▸ **Prompt**
Reproduce the listing exactly and skip over any pictures.

▸ **Raw data**
________________________________________
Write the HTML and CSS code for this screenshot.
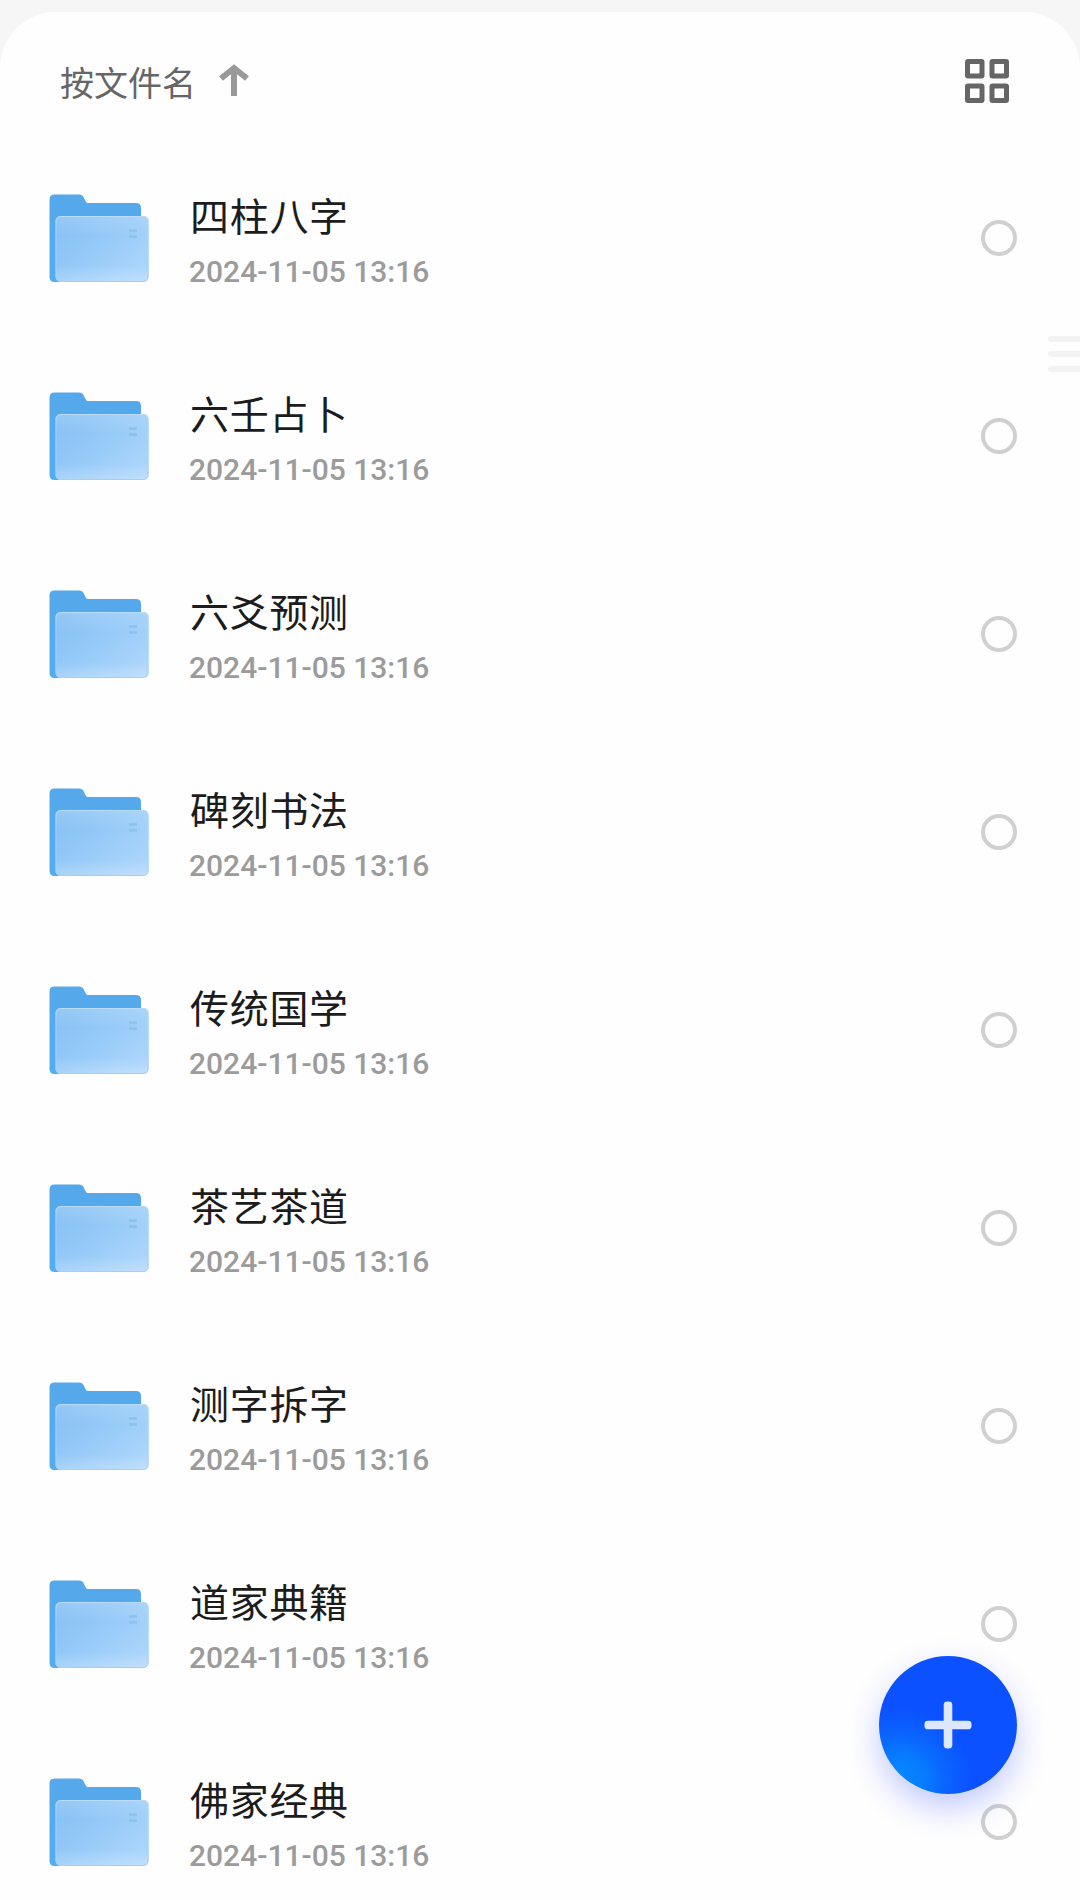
FILE: index.html
```html
<!DOCTYPE html>
<html lang="zh-CN">
  <head>
    <meta charset="utf-8" />
    <meta name="viewport" content="width=device-width, initial-scale=1" />
    <title>文件</title>
    <link rel="stylesheet" href="styles.css">
  </head>
  <body>
    <!-- shared folder icon -->
    <svg width="0" height="0" class="defs">
      <defs>
        <linearGradient id="back" x1="0" y1="0" x2="0" y2="1">
          <stop offset="0" stop-color="#55a8ea" />
          <stop offset="1" stop-color="#54adf1" />
        </linearGradient>
        <linearGradient id="front" x1="0" y1="0.1" x2="1" y2="0.9">
          <stop offset="0" stop-color="#84c0f3" />
          <stop offset="0.45" stop-color="#96caf8" />
          <stop offset="1" stop-color="#b0d7fc" />
        </linearGradient>
        <linearGradient id="shine" x1="0" y1="0" x2="0" y2="1">
          <stop offset="0" stop-color="#b8dcfa" />
          <stop offset="0.2" stop-color="#a8d3f9" />
          <stop offset="1" stop-color="#a3cff5" />
        </linearGradient>
        <linearGradient id="fade" x1="0" y1="0" x2="0" y2="1">
          <stop offset="0" stop-color="#fff" stop-opacity="0.16" />
          <stop offset="0.3" stop-color="#fff" stop-opacity="0" />
          <stop offset="0.75" stop-color="#fff" stop-opacity="0" />
          <stop offset="1" stop-color="#fff" stop-opacity="0.2" />
        </linearGradient>
      </defs>
      <symbol id="folder" viewBox="0 0 100 88">
        <path fill="url(#back)" d="M5.5 0.5H30Q33.5 0.5 34.5 3L36.5 7Q37 9 39 9H87Q92 9 92 14V60H12V88H5.5Q0.5 88 0.5 83V5.5Q0.5 0.5 5.5 0.5Z" />
        <rect x="6.5" y="22" width="93" height="66" rx="5" fill="url(#front)" />
        <rect x="7" y="22.5" width="92" height="65" rx="4.5" fill="url(#fade)" stroke="url(#shine)" />
        <path stroke="#8fc0ec" stroke-width="2.6" d="M80 36.5h8M80 42.5h8" />
      </symbol>
    </svg>

    <div class="sheet">
      <div class="toolbar">
        <div class="sort">
          <span class="sort-text">按文件名</span>
          <svg class="sort-arrow" width="30" height="32" viewBox="0 0 30 32">
            <path d="M15 32V4M2 14.5L15 4L28 14.5" />
          </svg>
        </div>
        <svg class="grid-icon" width="44" height="44" viewBox="0 0 44 44">
          <rect x="2.5" y="2.5" width="14.5" height="14.5" rx="0.5" />
          <rect x="27" y="2.5" width="14.5" height="14.5" rx="0.5" />
          <rect x="2.5" y="27" width="14.5" height="14.5" rx="0.5" />
          <rect x="27" y="27" width="14.5" height="14.5" rx="0.5" />
        </svg>
      </div>

      <div class="file-list">
        <div class="file-item">
          <svg class="folder"><use href="#folder" /></svg>
          <div class="info">
            <div class="name">四柱八字</div>
            <div class="date">2024-11-05 13:16</div>
          </div>
          <span class="radio"></span>
        </div>
        <div class="file-item">
          <svg class="folder"><use href="#folder" /></svg>
          <div class="info">
            <div class="name">六壬占卜</div>
            <div class="date">2024-11-05 13:16</div>
          </div>
          <span class="radio"></span>
        </div>
        <div class="file-item">
          <svg class="folder"><use href="#folder" /></svg>
          <div class="info">
            <div class="name">六爻预测</div>
            <div class="date">2024-11-05 13:16</div>
          </div>
          <span class="radio"></span>
        </div>
        <div class="file-item">
          <svg class="folder"><use href="#folder" /></svg>
          <div class="info">
            <div class="name">碑刻书法</div>
            <div class="date">2024-11-05 13:16</div>
          </div>
          <span class="radio"></span>
        </div>
        <div class="file-item">
          <svg class="folder"><use href="#folder" /></svg>
          <div class="info">
            <div class="name">传统国学</div>
            <div class="date">2024-11-05 13:16</div>
          </div>
          <span class="radio"></span>
        </div>
        <div class="file-item">
          <svg class="folder"><use href="#folder" /></svg>
          <div class="info">
            <div class="name">茶艺茶道</div>
            <div class="date">2024-11-05 13:16</div>
          </div>
          <span class="radio"></span>
        </div>
        <div class="file-item">
          <svg class="folder"><use href="#folder" /></svg>
          <div class="info">
            <div class="name">测字拆字</div>
            <div class="date">2024-11-05 13:16</div>
          </div>
          <span class="radio"></span>
        </div>
        <div class="file-item">
          <svg class="folder"><use href="#folder" /></svg>
          <div class="info">
            <div class="name">道家典籍</div>
            <div class="date">2024-11-05 13:16</div>
          </div>
          <span class="radio"></span>
        </div>
        <div class="file-item">
          <svg class="folder"><use href="#folder" /></svg>
          <div class="info">
            <div class="name">佛家经典</div>
            <div class="date">2024-11-05 13:16</div>
          </div>
          <span class="radio"></span>
        </div>
      </div>
    </div>

    <div class="scroll-handle">
      <span></span>
      <span></span>
      <span></span>
    </div>

    <button class="fab" aria-label="新建">
      <svg width="48" height="48" viewBox="0 0 48 48">
        <rect x="19.7" y="0.5" width="8.6" height="47" rx="3.4" />
        <rect x="0.5" y="19.7" width="47" height="8.6" rx="3.4" />
      </svg>
    </button>
  </body>
</html>
```
FILE: styles.css
```css
* {
  box-sizing: border-box;
}

body {
  height: 1900px;
  margin: 0;
  padding-top: 12px;
  overflow: hidden;
  position: relative;
  font-family: Roboto, "Noto Sans CJK SC", sans-serif;
  background: #f6f6f7;
}

.defs {
  position: absolute;
}

.sheet {
  height: 1888px;
  overflow: hidden;
  background: #fefefe;
  border-radius: 56px 56px 0 0;
}

.toolbar {
  display: flex;
  align-items: center;
  justify-content: space-between;
  height: 127px;
  padding: 11px 71px 0 60px;
}

.sort {
  display: flex;
  align-items: center;
  gap: 23px;
}

.sort-text {
  font-size: 34px;
  line-height: 40px;
  padding-top: 6px;
  color: #666;
}

.sort-arrow {
  margin-bottom: 2px;
  fill: none;
  stroke: #999;
  stroke-width: 6;
}

.grid-icon {
  fill: none;
  stroke: #666;
  stroke-width: 5;
}

.file-item {
  display: flex;
  align-items: center;
  height: 198px;
  padding: 0 63px 0 49px;
}

.folder {
  width: 100px;
  height: 88px;
  margin-right: 40px;
}

.info {
  flex: 1;
  padding-top: 5px;
}

.name {
  padding-left: 1px;
  font-size: 39px;
  line-height: 56px;
  letter-spacing: 0.7px;
  color: #1c1c1c;
}

.date {
  font-size: 30px;
  font-weight: 500;
  line-height: 40px;
  margin-top: 6px;
  color: #9b9b9b;
}

.radio {
  width: 36px;
  height: 36px;
  border: 4px solid #d0d0d0;
  border-radius: 50%;
}

.scroll-handle {
  position: absolute;
  top: 336px;
  right: 0;
  display: flex;
  flex-direction: column;
  gap: 9px;
}

.scroll-handle span {
  width: 32px;
  height: 6px;
  border-radius: 3px 0 0 3px;
  background: #f3f3f3;
}

.fab {
  position: absolute;
  right: 63px;
  bottom: 106px;
  display: flex;
  align-items: center;
  justify-content: center;
  width: 138px;
  height: 138px;
  padding: 0;
  border: none;
  border-radius: 50%;
  background: radial-gradient(circle at 15% 90%, #0589ff 0%, #077cff 14%, #0a66ff 26%, #0c51ff 42%);
  box-shadow: 0 14px 32px rgba(40, 70, 255, 0.28);
}

.fab rect {
  fill: #dde7ff;
}
```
________________________________________
▸ **Exercise response**
Write the HTML and CSS code for this screenshot.
FILE: index.html
```html
<!DOCTYPE html>
<html lang="zh-CN">
  <head>
    <meta charset="utf-8" />
    <meta name="viewport" content="width=device-width, initial-scale=1" />
    <title>文件</title>
    <link rel="stylesheet" href="styles.css">
  </head>
  <body>
    <!-- shared folder icon -->
    <svg width="0" height="0" class="defs">
      <defs>
        <linearGradient id="back" x1="0" y1="0" x2="0" y2="1">
          <stop offset="0" stop-color="#55a8ea" />
          <stop offset="1" stop-color="#54adf1" />
        </linearGradient>
        <linearGradient id="front" x1="0" y1="0.1" x2="1" y2="0.9">
          <stop offset="0" stop-color="#84c0f3" />
          <stop offset="0.45" stop-color="#96caf8" />
          <stop offset="1" stop-color="#b0d7fc" />
        </linearGradient>
        <linearGradient id="shine" x1="0" y1="0" x2="0" y2="1">
          <stop offset="0" stop-color="#b8dcfa" />
          <stop offset="0.2" stop-color="#a8d3f9" />
          <stop offset="1" stop-color="#a3cff5" />
        </linearGradient>
        <linearGradient id="fade" x1="0" y1="0" x2="0" y2="1">
          <stop offset="0" stop-color="#fff" stop-opacity="0.16" />
          <stop offset="0.3" stop-color="#fff" stop-opacity="0" />
          <stop offset="0.75" stop-color="#fff" stop-opacity="0" />
          <stop offset="1" stop-color="#fff" stop-opacity="0.2" />
        </linearGradient>
      </defs>
      <symbol id="folder" viewBox="0 0 100 88">
        <path fill="url(#back)" d="M5.5 0.5H30Q33.5 0.5 34.5 3L36.5 7Q37 9 39 9H87Q92 9 92 14V60H12V88H5.5Q0.5 88 0.5 83V5.5Q0.5 0.5 5.5 0.5Z" />
        <rect x="6.5" y="22" width="93" height="66" rx="5" fill="url(#front)" />
        <rect x="7" y="22.5" width="92" height="65" rx="4.5" fill="url(#fade)" stroke="url(#shine)" />
        <path stroke="#8fc0ec" stroke-width="2.6" d="M80 36.5h8M80 42.5h8" />
      </symbol>
    </svg>

    <div class="sheet">
      <div class="toolbar">
        <div class="sort">
          <span class="sort-text">按文件名</span>
          <svg class="sort-arrow" width="30" height="32" viewBox="0 0 30 32">
            <path d="M15 32V4M2 14.5L15 4L28 14.5" />
          </svg>
        </div>
        <svg class="grid-icon" width="44" height="44" viewBox="0 0 44 44">
          <rect x="2.5" y="2.5" width="14.5" height="14.5" rx="0.5" />
          <rect x="27" y="2.5" width="14.5" height="14.5" rx="0.5" />
          <rect x="2.5" y="27" width="14.5" height="14.5" rx="0.5" />
          <rect x="27" y="27" width="14.5" height="14.5" rx="0.5" />
        </svg>
      </div>

      <div class="file-list">
        <div class="file-item">
          <svg class="folder"><use href="#folder" /></svg>
          <div class="info">
            <div class="name">四柱八字</div>
            <div class="date">2024-11-05 13:16</div>
          </div>
          <span class="radio"></span>
        </div>
        <div class="file-item">
          <svg class="folder"><use href="#folder" /></svg>
          <div class="info">
            <div class="name">六壬占卜</div>
            <div class="date">2024-11-05 13:16</div>
          </div>
          <span class="radio"></span>
        </div>
        <div class="file-item">
          <svg class="folder"><use href="#folder" /></svg>
          <div class="info">
            <div class="name">六爻预测</div>
            <div class="date">2024-11-05 13:16</div>
          </div>
          <span class="radio"></span>
        </div>
        <div class="file-item">
          <svg class="folder"><use href="#folder" /></svg>
          <div class="info">
            <div class="name">碑刻书法</div>
            <div class="date">2024-11-05 13:16</div>
          </div>
          <span class="radio"></span>
        </div>
        <div class="file-item">
          <svg class="folder"><use href="#folder" /></svg>
          <div class="info">
            <div class="name">传统国学</div>
            <div class="date">2024-11-05 13:16</div>
          </div>
          <span class="radio"></span>
        </div>
        <div class="file-item">
          <svg class="folder"><use href="#folder" /></svg>
          <div class="info">
            <div class="name">茶艺茶道</div>
            <div class="date">2024-11-05 13:16</div>
          </div>
          <span class="radio"></span>
        </div>
        <div class="file-item">
          <svg class="folder"><use href="#folder" /></svg>
          <div class="info">
            <div class="name">测字拆字</div>
            <div class="date">2024-11-05 13:16</div>
          </div>
          <span class="radio"></span>
        </div>
        <div class="file-item">
          <svg class="folder"><use href="#folder" /></svg>
          <div class="info">
            <div class="name">道家典籍</div>
            <div class="date">2024-11-05 13:16</div>
          </div>
          <span class="radio"></span>
        </div>
        <div class="file-item">
          <svg class="folder"><use href="#folder" /></svg>
          <div class="info">
            <div class="name">佛家经典</div>
            <div class="date">2024-11-05 13:16</div>
          </div>
          <span class="radio"></span>
        </div>
      </div>
    </div>

    <div class="scroll-handle">
      <span></span>
      <span></span>
      <span></span>
    </div>

    <button class="fab" aria-label="新建">
      <svg width="48" height="48" viewBox="0 0 48 48">
        <rect x="19.7" y="0.5" width="8.6" height="47" rx="3.4" />
        <rect x="0.5" y="19.7" width="47" height="8.6" rx="3.4" />
      </svg>
    </button>
  </body>
</html>
```
FILE: styles.css
```css
* {
  box-sizing: border-box;
}

body {
  height: 1900px;
  margin: 0;
  padding-top: 12px;
  overflow: hidden;
  position: relative;
  font-family: Roboto, "Noto Sans CJK SC", sans-serif;
  background: #f6f6f7;
}

.defs {
  position: absolute;
}

.sheet {
  height: 1888px;
  overflow: hidden;
  background: #fefefe;
  border-radius: 56px 56px 0 0;
}

.toolbar {
  display: flex;
  align-items: center;
  justify-content: space-between;
  height: 127px;
  padding: 11px 71px 0 60px;
}

.sort {
  display: flex;
  align-items: center;
  gap: 23px;
}

.sort-text {
  font-size: 34px;
  line-height: 40px;
  padding-top: 6px;
  color: #666;
}

.sort-arrow {
  margin-bottom: 2px;
  fill: none;
  stroke: #999;
  stroke-width: 6;
}

.grid-icon {
  fill: none;
  stroke: #666;
  stroke-width: 5;
}

.file-item {
  display: flex;
  align-items: center;
  height: 198px;
  padding: 0 63px 0 49px;
}

.folder {
  width: 100px;
  height: 88px;
  margin-right: 40px;
}

.info {
  flex: 1;
  padding-top: 5px;
}

.name {
  padding-left: 1px;
  font-size: 39px;
  line-height: 56px;
  letter-spacing: 0.7px;
  color: #1c1c1c;
}

.date {
  font-size: 30px;
  font-weight: 500;
  line-height: 40px;
  margin-top: 6px;
  color: #9b9b9b;
}

.radio {
  width: 36px;
  height: 36px;
  border: 4px solid #d0d0d0;
  border-radius: 50%;
}

.scroll-handle {
  position: absolute;
  top: 336px;
  right: 0;
  display: flex;
  flex-direction: column;
  gap: 9px;
}

.scroll-handle span {
  width: 32px;
  height: 6px;
  border-radius: 3px 0 0 3px;
  background: #f3f3f3;
}

.fab {
  position: absolute;
  right: 63px;
  bottom: 106px;
  display: flex;
  align-items: center;
  justify-content: center;
  width: 138px;
  height: 138px;
  padding: 0;
  border: none;
  border-radius: 50%;
  background: radial-gradient(circle at 15% 90%, #0589ff 0%, #077cff 14%, #0a66ff 26%, #0c51ff 42%);
  box-shadow: 0 14px 32px rgba(40, 70, 255, 0.28);
}

.fab rect {
  fill: #dde7ff;
}
```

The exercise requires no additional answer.